Il tetto, completamente rifatto con la gronda avanzante di un metro sul muro a protezione dello stesso (a differenza dell’antico che era spiovente al muro) garantisce l’interno del Santuario contro l’ingiuria del tempo. All’interno è installato un sistema di sicurezza contro i tentativi di trafugare la preziosa tela del Moretto. Questa è stata ricollocata nella sede di sempre dopo il furto avvenuto nella notte tra il 20 e il 21 agosto 1980 e il suo miracoloso ritrovamento da parte dei carabinieri, solo dieci giorni dopo, nella campagna tra S. Zeno e Borgosatollo. L’accurato restauro della tela, patrocinato dalla Sovrintendenza delle belle arti di Mantova l’ha riportata all’originaria vivezza e trasparenza di colore e ne assicura la conservazione.
All’esterno del tempio sono stati rinnovati la maestosa gradinata di accesso nonché il sagrato con piazzaletti a varie quote e il muro della facciata a sud.
Altre importanti opere realizzate sono i nuovi servizi comunitari. Il ristoro e l’alloggio antichi sono stati completamente trasformati. Dai vecchi locali sono usciti un salone di m 14,5 per m 4,50 ad uso di riunioni e conferenze, alcuni locali per i pellegrini in transito e per la meditazione, un appartamento per le religiose che saranno fedeli custodi del Santuario e un’accogliente sala di ristoro.
Il 14 agosto 1982, giorno dell’apertura dei solenni festeggiamenti che, con iniziative varie distribuite nel tempo, termineranno nel settembre 1983, il Santuario è pronto per la sua nuova funzione auspicata nel 1980, quella di diventare una casa della preghiera, di silenzio spirituale, consacrato al culto della Madonna, fatta segno di rinnovata devozione e ritenuta sorgente di grazie spirituali e temporali. D’ora in poi il Santuario sarà dunque un punto di riferimento di devozione religiosa e di serenità spirituale. Esso porterà il nome di Eremo Effata, “apriti”, la parola pronunciata dal Salvatore nel dare la parola al muto (Mc, VII, 31-37).
L’Apparizione è fissata all’agosto del 1532, mentre l’autorizzazione ad edificare il santuario fu concessa alla comunità di Paitone con decreto dell’11 maggio 1534 del Vescovo Mattia Ugoni, ausiliare dell’ordinario di Brescia card.
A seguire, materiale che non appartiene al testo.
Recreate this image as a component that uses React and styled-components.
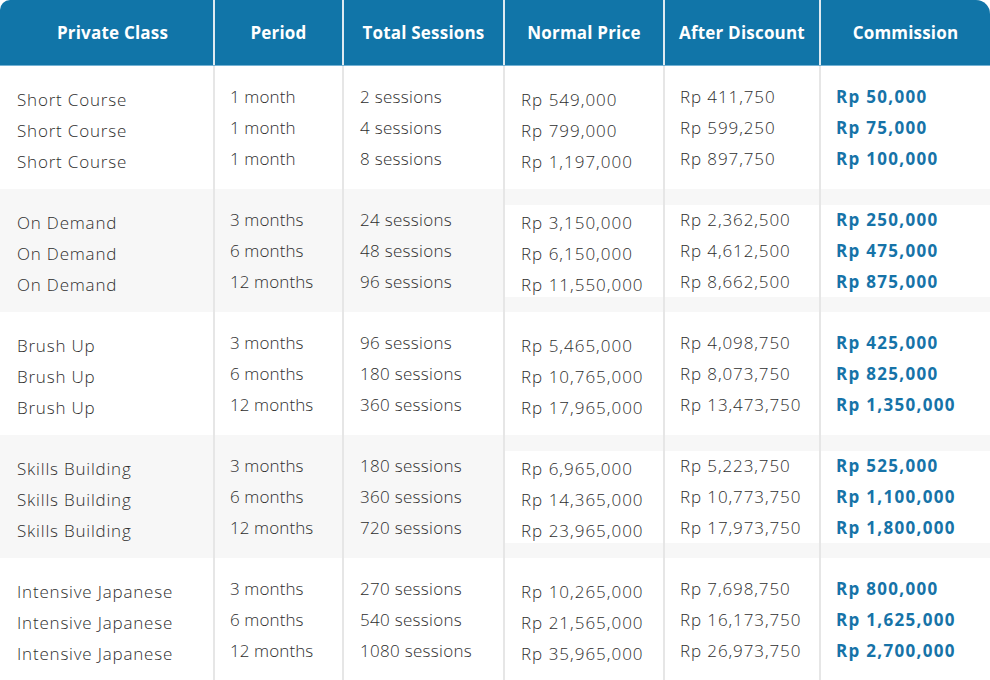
import styled, { createGlobalStyle } from "styled-components";

const GlobalStyle = createGlobalStyle`
  html, body {
    margin: 0;
    padding: 0;
    background: #fff;
  }
  body {
    font-family: "Open Sans", "Liberation Sans", sans-serif;
  }
`;

const COLS = "213px 129px 161px 160px 156px 171px";

const Table = styled.div`
  width: 990px;
  height: 680px;
  overflow: hidden;
`;

const Head = styled.div`
  display: grid;
  grid-template-columns: ${COLS};
  height: 65px;
  background: #1175a8;
  border-bottom: 1px solid #74b2d4;
  border-radius: 10px 14px 0 0;
  overflow: hidden;
`;

const HeadCell = styled.div`
  display: flex;
  align-items: center;
  justify-content: center;
  box-sizing: border-box;
  padding-left: ${(p) => (p.$first ? "12px" : "0")};
  border-left: ${(p) => (p.$first ? "none" : "2px solid #dfeaf1")};
  color: #fff;
  font-size: 17px;
  font-weight: 700;
  letter-spacing: 0.2px;
  white-space: nowrap;
`;

const Group = styled.div`
  display: grid;
  grid-template-columns: ${COLS};
  height: 123px;
  background: ${(p) => (p.$shade ? "#f7f7f7" : "#fff")};
`;

const Cell = styled.div`
  box-sizing: border-box;
  padding-top: 16px;
  border-left: ${(p) => (p.$first ? "none" : "2px solid #e6e6e6")};
`;

// price lists sit on a white strip, which shows on the grey groups
const Lines = styled.ul`
  list-style: none;
  margin: 0;
  box-sizing: border-box;
  height: 92px;
  padding: ${(p) => (p.$drop ? "3px" : "0")} 0 0 ${(p) => p.$indent}px;
  background: ${(p) => (p.$paper ? "#fff" : "transparent")};
`;

const Line = styled.li`
  height: 31px;
  line-height: 29px;
  font-size: 17px;
  letter-spacing: ${(p) => p.$spacing}px;
  white-space: nowrap;
  font-weight: ${(p) => (p.$strong ? 700 : 300)};
  color: ${(p) => (p.$strong ? "#1673a8" : "#2e2e2e")};
`;

const heads = [
  "Private Class",
  "Period",
  "Total Sessions",
  "Normal Price",
  "After Discount",
  "Commission",
];

const groups = [
  {
    name: "Short Course",
    period: ["1 month", "1 month", "1 month"],
    sessions: ["2 sessions", "4 sessions", "8 sessions"],
    normal: ["Rp 549,000", "Rp 799,000", "Rp 1,197,000"],
    after: ["Rp 411,750", "Rp 599,250", "Rp 897,750"],
    commission: ["Rp 50,000", "Rp 75,000", "Rp 100,000"],
  },
  {
    name: "On Demand",
    period: ["3 months", "6 months", "12 months"],
    sessions: ["24 sessions", "48 sessions", "96 sessions"],
    normal: ["Rp 3,150,000", "Rp 6,150,000", "Rp 11,550,000"],
    after: ["Rp 2,362,500", "Rp 4,612,500", "Rp 8,662,500"],
    commission: ["Rp 250,000", "Rp 475,000", "Rp 875,000"],
  },
  {
    name: "Brush Up",
    period: ["3 months", "6 months", "12 months"],
    sessions: ["96 sessions", "180 sessions", "360 sessions"],
    normal: ["Rp 5,465,000", "Rp 10,765,000", "Rp 17,965,000"],
    after: ["Rp 4,098,750", "Rp 8,073,750", "Rp 13,473,750"],
    commission: ["Rp 425,000", "Rp 825,000", "Rp 1,350,000"],
  },
  {
    name: "Skills Building",
    period: ["3 months", "6 months", "12 months"],
    sessions: ["180 sessions", "360 sessions", "720 sessions"],
    normal: ["Rp 6,965,000", "Rp 14,365,000", "Rp 23,965,000"],
    after: ["Rp 5,223,750", "Rp 10,773,750", "Rp 17,973,750"],
    commission: ["Rp 525,000", "Rp 1,100,000", "Rp 1,800,000"],
  },
  {
    name: "Intensive Japanese",
    period: ["3 months", "6 months", "12 months"],
    sessions: ["270 sessions", "540 sessions", "1080 sessions"],
    normal: ["Rp 10,265,000", "Rp 21,565,000", "Rp 35,965,000"],
    after: ["Rp 7,698,750", "Rp 16,173,750", "Rp 26,973,750"],
    commission: ["Rp 800,000", "Rp 1,625,000", "Rp 2,700,000"],
  },
];

const Column = ({ items, first, drop, paper, strong, spacing = 0.2, indent = 16 }) => (
  <Cell $first={first}>
    <Lines $drop={drop} $paper={paper} $indent={indent}>
      {items.map((t, i) => (
        <Line key={i} $strong={strong} $spacing={spacing}>
          {t}
        </Line>
      ))}
    </Lines>
  </Cell>
);

const App = () => {
  return (
    <Table>
      <GlobalStyle />
      <Head>
        {heads.map((h, i) => (
          <HeadCell key={h} $first={i === 0}>
            {h}
          </HeadCell>
        ))}
      </Head>
      {groups.map((g, i) => (
        <Group key={g.name} $shade={i % 2 === 1}>
          <Column
            items={[g.name, g.name, g.name]}
            first
            drop
            spacing={0.8}
            indent={17}
          />
          <Column items={g.period} spacing={0.1} indent={15} />
          <Column items={g.sessions} spacing={0.3} />
          <Column items={g.normal} drop paper spacing={1} />
          <Column items={g.after} paper spacing={0.9} indent={15} />
          <Column
            items={g.commission}
            paper
            strong
            spacing={1.3}
            indent={15}
          />
        </Group>
      ))}
    </Table>
  );
};

export default App;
Francesco Cornaro, in cui, fra le altre cose, si legge appunto che “… ricevuta l’umile e devota vostra domanda, or ora a noi presentata, per fondare, per erigere, costruire e fabbricare una chiesa… in quel luogo ove è apparsa la Santissima Vergine Maria e ove dicesi operare molti miracoli, noi con tenore della presente lettera, concediamo tale licenza e facoltà…”. È intorno a questa data che dobbiamo collocare anche l’esecuzione del dipinto del Moretto.
P.V. Begni Redona, Alessandro Bonvicino Il Moretto da Brescia, Brescia 1988 pag. 266.